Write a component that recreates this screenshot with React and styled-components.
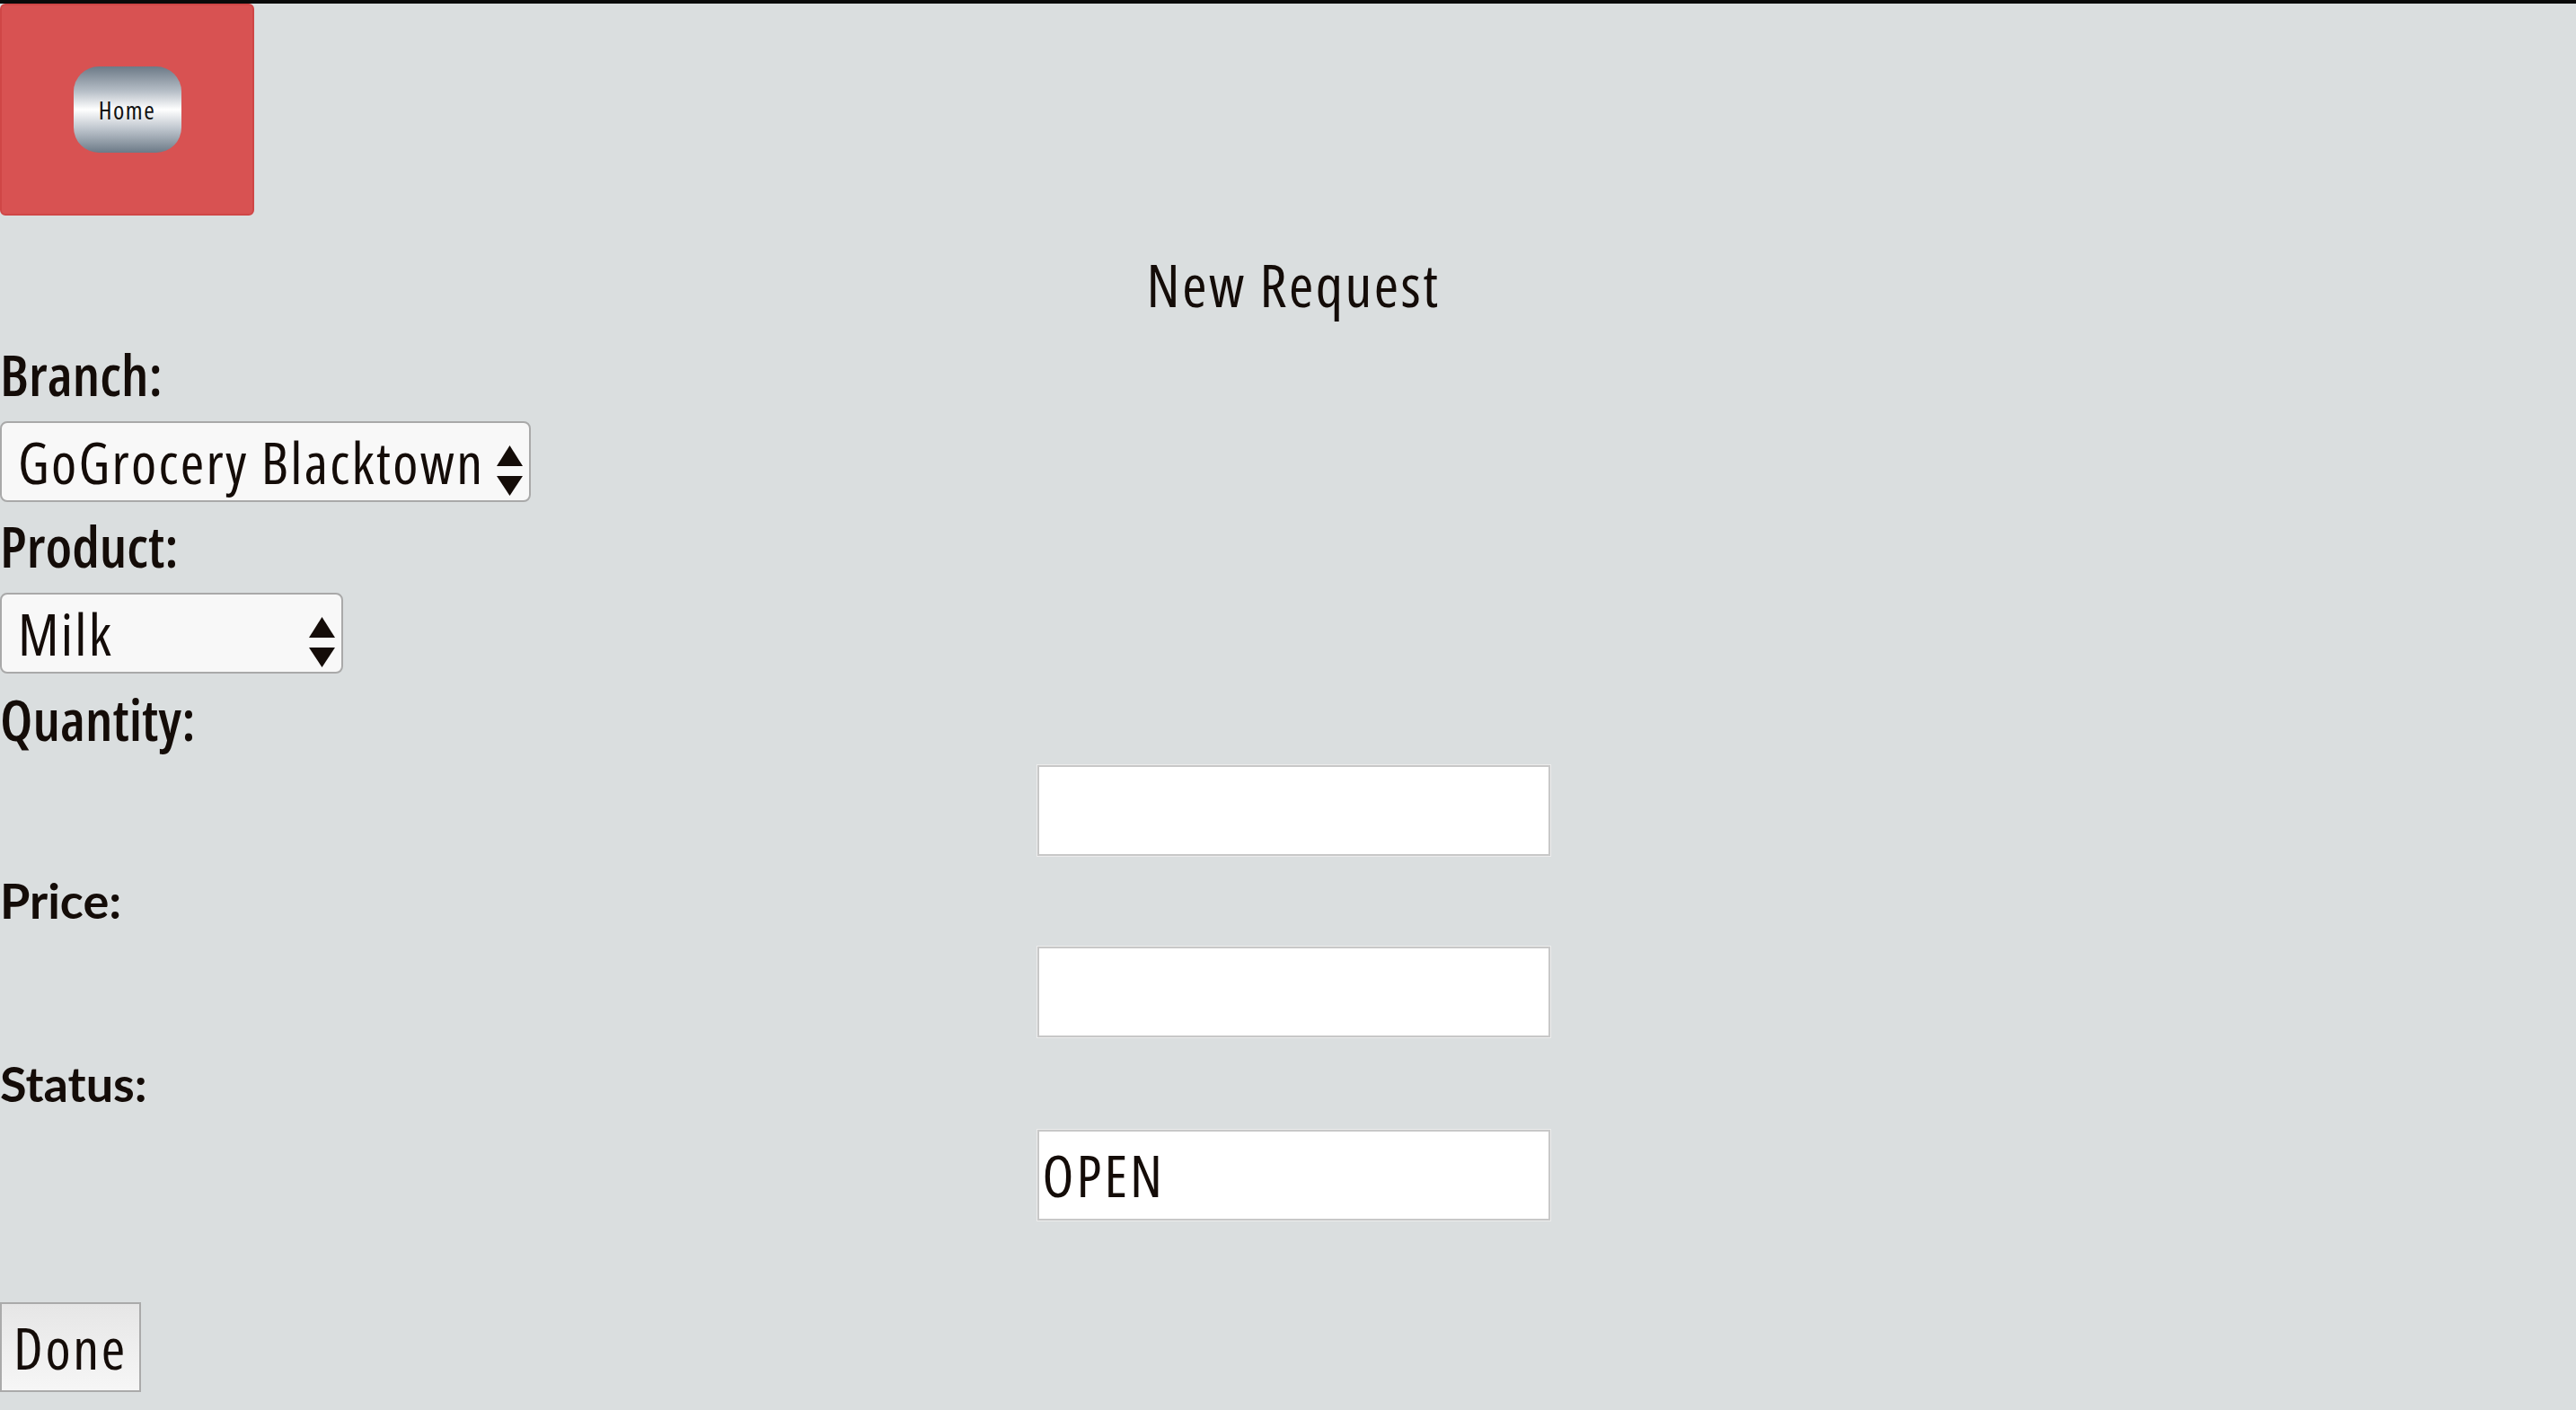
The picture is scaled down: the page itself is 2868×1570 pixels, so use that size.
import React from "react";
import styled, { createGlobalStyle } from "styled-components";

const NARROW = `"Open Sans", "DejaVu Sans Condensed", "Liberation Sans", sans-serif`;

const GlobalStyle = createGlobalStyle`
  html, body {
    margin: 0;
    padding: 0;
    background: #dadedf;
  }
  body {
    border-top: 4px solid #0a0a0a;
    min-height: 1566px;
    font-family: ${NARROW};
    font-stretch: 75%;
    color: #140c08;
  }
`;

const Page = styled.div`
  display: flex;
  flex-direction: column;
`;

const HeaderBox = styled.header`
  width: 283px;
  height: 236px;
  box-sizing: border-box;
  background: #d85252;
  border: 2px solid #cf4646;
  border-radius: 6px;
  display: flex;
  align-items: center;
  justify-content: center;
`;

const HomeButton = styled.button`
  width: 120px;
  height: 96px;
  border: none;
  border-radius: 28px;
  background: linear-gradient(
    to bottom,
    #6c7a87 0%,
    #b4bcc5 28%,
    #ffffff 50%,
    #bfc6ce 72%,
    #6c7a87 100%
  );
  font-family: ${NARROW};
  font-stretch: 75%;
  font-size: 28px;
  letter-spacing: 1.5px;
  color: #111;
  padding: 0;
  cursor: pointer;
`;

const Title = styled.h1`
  margin: 36px 0 0 12px;
  text-align: center;
  font-weight: 400;
  font-size: 66px;
  line-height: 80px;
  font-stretch: 75%;
  letter-spacing: 2.5px;
`;

const Form = styled.form`
  display: flex;
  flex-direction: column;
  align-items: flex-start;
  margin-top: 24px;
`;

const Label = styled.label`
  display: block;
  font-family: ${(p) => (p.$alt ? `Lato, "Liberation Sans", sans-serif` : NARROW)};
  font-stretch: ${(p) => (p.$alt ? "100%" : "75%")};
  font-weight: ${(p) => (p.$alt ? 700 : 600)};
  font-size: ${(p) => (p.$alt ? "54px" : "64px")};
  line-height: 74px;
  margin-top: ${(p) => p.$mt || 0}px;
`;

const SelectWrap = styled.div`
  position: relative;
  width: ${(p) => p.$w}px;
  height: 90px;
  margin-top: 15px;
`;

const Select = styled.select`
  appearance: none;
  -webkit-appearance: none;
  width: 100%;
  height: 100%;
  box-sizing: border-box;
  background: #f8f8f8;
  border: 2px solid #a9a9a9;
  border-radius: 8px;
  padding: 0 50px 0 18px;
  font-family: ${NARROW};
  font-stretch: 75%;
  font-size: 64px;
  letter-spacing: 2.3px;
  color: #140c08;
`;

const Arrows = styled.svg`
  position: absolute;
  right: 9px;
  top: 27px;
  width: 29px;
  height: 56px;
  pointer-events: none;
`;

const InputRow = styled.div`
  align-self: stretch;
  display: flex;
  justify-content: center;
  padding-left: 12px;
  margin-top: 14px;
`;

const TextInput = styled.input`
  width: 571px;
  height: 101px;
  box-sizing: border-box;
  background: #ffffff;
  border: 2px solid #c8c8c8;
  box-shadow: 0 0 0 1px #ececec;
  padding: 0 4px;
  font-family: ${NARROW};
  font-stretch: 75%;
  font-size: 64px;
  letter-spacing: 3px;
  color: #140c08;
  outline: none;
`;

const DoneButton = styled.button`
  margin-top: 91px;
  width: 157px;
  height: 100px;
  box-sizing: border-box;
  border: 2px solid #aaaaaa;
  background: linear-gradient(to bottom, #e6e6e6, #f6f6f6);
  font-family: ${NARROW};
  font-stretch: 75%;
  font-size: 64px;
  letter-spacing: 2.7px;
  color: #140c08;
  padding: 0;
  cursor: pointer;
`;

function SelectArrows() {
  return (
    <Arrows viewBox="0 0 29 56">
      <polygon points="14.5,0 29,23 0,23" fill="#140c08" />
      <polygon points="0,34 29,34 14.5,56" fill="#140c08" />
    </Arrows>
  );
}

export default function App() {
  return (
    <>
      <GlobalStyle />
      <Page>
        <HeaderBox>
          <HomeButton type="button">Home</HomeButton>
        </HeaderBox>
        <Title>New Request</Title>
        <Form onSubmit={(e) => e.preventDefault()}>
          <Label>Branch:</Label>
          <SelectWrap $w={591}>
            <Select defaultValue="blacktown">
              <option value="blacktown">GoGrocery Blacktown</option>
            </Select>
            <SelectArrows />
          </SelectWrap>
          <Label $mt={12}>Product:</Label>
          <SelectWrap $w={382}>
            <Select defaultValue="milk">
              <option value="milk">Milk</option>
            </Select>
            <SelectArrows />
          </SelectWrap>
          <Label $mt={14}>Quantity:</Label>
          <InputRow>
            <TextInput type="text" />
          </InputRow>
          <Label $alt $mt={13}>Price:</Label>
          <InputRow>
            <TextInput type="text" />
          </InputRow>
          <Label $alt $mt={15}>Status:</Label>
          <InputRow>
            <TextInput type="text" defaultValue="OPEN" />
          </InputRow>
          <DoneButton type="submit">Done</DoneButton>
        </Form>
      </Page>
    </>
  );
}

◆ **TASK REQUIREMENTS**
Omit each picture, then return all of the listing exactly as it stands.

◆ **EXERCISE OUTPUT**
Write a component that recreates this screenshot with React and styled-components.
The picture is scaled down: the page itself is 2868×1570 pixels, so use that size.
import React from "react";
import styled, { createGlobalStyle } from "styled-components";

const NARROW = `"Open Sans", "DejaVu Sans Condensed", "Liberation Sans", sans-serif`;

const GlobalStyle = createGlobalStyle`
  html, body {
    margin: 0;
    padding: 0;
    background: #dadedf;
  }
  body {
    border-top: 4px solid #0a0a0a;
    min-height: 1566px;
    font-family: ${NARROW};
    font-stretch: 75%;
    color: #140c08;
  }
`;

const Page = styled.div`
  display: flex;
  flex-direction: column;
`;

const HeaderBox = styled.header`
  width: 283px;
  height: 236px;
  box-sizing: border-box;
  background: #d85252;
  border: 2px solid #cf4646;
  border-radius: 6px;
  display: flex;
  align-items: center;
  justify-content: center;
`;

const HomeButton = styled.button`
  width: 120px;
  height: 96px;
  border: none;
  border-radius: 28px;
  background: linear-gradient(
    to bottom,
    #6c7a87 0%,
    #b4bcc5 28%,
    #ffffff 50%,
    #bfc6ce 72%,
    #6c7a87 100%
  );
  font-family: ${NARROW};
  font-stretch: 75%;
  font-size: 28px;
  letter-spacing: 1.5px;
  color: #111;
  padding: 0;
  cursor: pointer;
`;

const Title = styled.h1`
  margin: 36px 0 0 12px;
  text-align: center;
  font-weight: 400;
  font-size: 66px;
  line-height: 80px;
  font-stretch: 75%;
  letter-spacing: 2.5px;
`;

const Form = styled.form`
  display: flex;
  flex-direction: column;
  align-items: flex-start;
  margin-top: 24px;
`;

const Label = styled.label`
  display: block;
  font-family: ${(p) => (p.$alt ? `Lato, "Liberation Sans", sans-serif` : NARROW)};
  font-stretch: ${(p) => (p.$alt ? "100%" : "75%")};
  font-weight: ${(p) => (p.$alt ? 700 : 600)};
  font-size: ${(p) => (p.$alt ? "54px" : "64px")};
  line-height: 74px;
  margin-top: ${(p) => p.$mt || 0}px;
`;

const SelectWrap = styled.div`
  position: relative;
  width: ${(p) => p.$w}px;
  height: 90px;
  margin-top: 15px;
`;

const Select = styled.select`
  appearance: none;
  -webkit-appearance: none;
  width: 100%;
  height: 100%;
  box-sizing: border-box;
  background: #f8f8f8;
  border: 2px solid #a9a9a9;
  border-radius: 8px;
  padding: 0 50px 0 18px;
  font-family: ${NARROW};
  font-stretch: 75%;
  font-size: 64px;
  letter-spacing: 2.3px;
  color: #140c08;
`;

const Arrows = styled.svg`
  position: absolute;
  right: 9px;
  top: 27px;
  width: 29px;
  height: 56px;
  pointer-events: none;
`;

const InputRow = styled.div`
  align-self: stretch;
  display: flex;
  justify-content: center;
  padding-left: 12px;
  margin-top: 14px;
`;

const TextInput = styled.input`
  width: 571px;
  height: 101px;
  box-sizing: border-box;
  background: #ffffff;
  border: 2px solid #c8c8c8;
  box-shadow: 0 0 0 1px #ececec;
  padding: 0 4px;
  font-family: ${NARROW};
  font-stretch: 75%;
  font-size: 64px;
  letter-spacing: 3px;
  color: #140c08;
  outline: none;
`;

const DoneButton = styled.button`
  margin-top: 91px;
  width: 157px;
  height: 100px;
  box-sizing: border-box;
  border: 2px solid #aaaaaa;
  background: linear-gradient(to bottom, #e6e6e6, #f6f6f6);
  font-family: ${NARROW};
  font-stretch: 75%;
  font-size: 64px;
  letter-spacing: 2.7px;
  color: #140c08;
  padding: 0;
  cursor: pointer;
`;

function SelectArrows() {
  return (
    <Arrows viewBox="0 0 29 56">
      <polygon points="14.5,0 29,23 0,23" fill="#140c08" />
      <polygon points="0,34 29,34 14.5,56" fill="#140c08" />
    </Arrows>
  );
}

export default function App() {
  return (
    <>
      <GlobalStyle />
      <Page>
        <HeaderBox>
          <HomeButton type="button">Home</HomeButton>
        </HeaderBox>
        <Title>New Request</Title>
        <Form onSubmit={(e) => e.preventDefault()}>
          <Label>Branch:</Label>
          <SelectWrap $w={591}>
            <Select defaultValue="blacktown">
              <option value="blacktown">GoGrocery Blacktown</option>
            </Select>
            <SelectArrows />
          </SelectWrap>
          <Label $mt={12}>Product:</Label>
          <SelectWrap $w={382}>
            <Select defaultValue="milk">
              <option value="milk">Milk</option>
            </Select>
            <SelectArrows />
          </SelectWrap>
          <Label $mt={14}>Quantity:</Label>
          <InputRow>
            <TextInput type="text" />
          </InputRow>
          <Label $alt $mt={13}>Price:</Label>
          <InputRow>
            <TextInput type="text" />
          </InputRow>
          <Label $alt $mt={15}>Status:</Label>
          <InputRow>
            <TextInput type="text" defaultValue="OPEN" />
          </InputRow>
          <DoneButton type="submit">Done</DoneButton>
        </Form>
      </Page>
    </>
  );
}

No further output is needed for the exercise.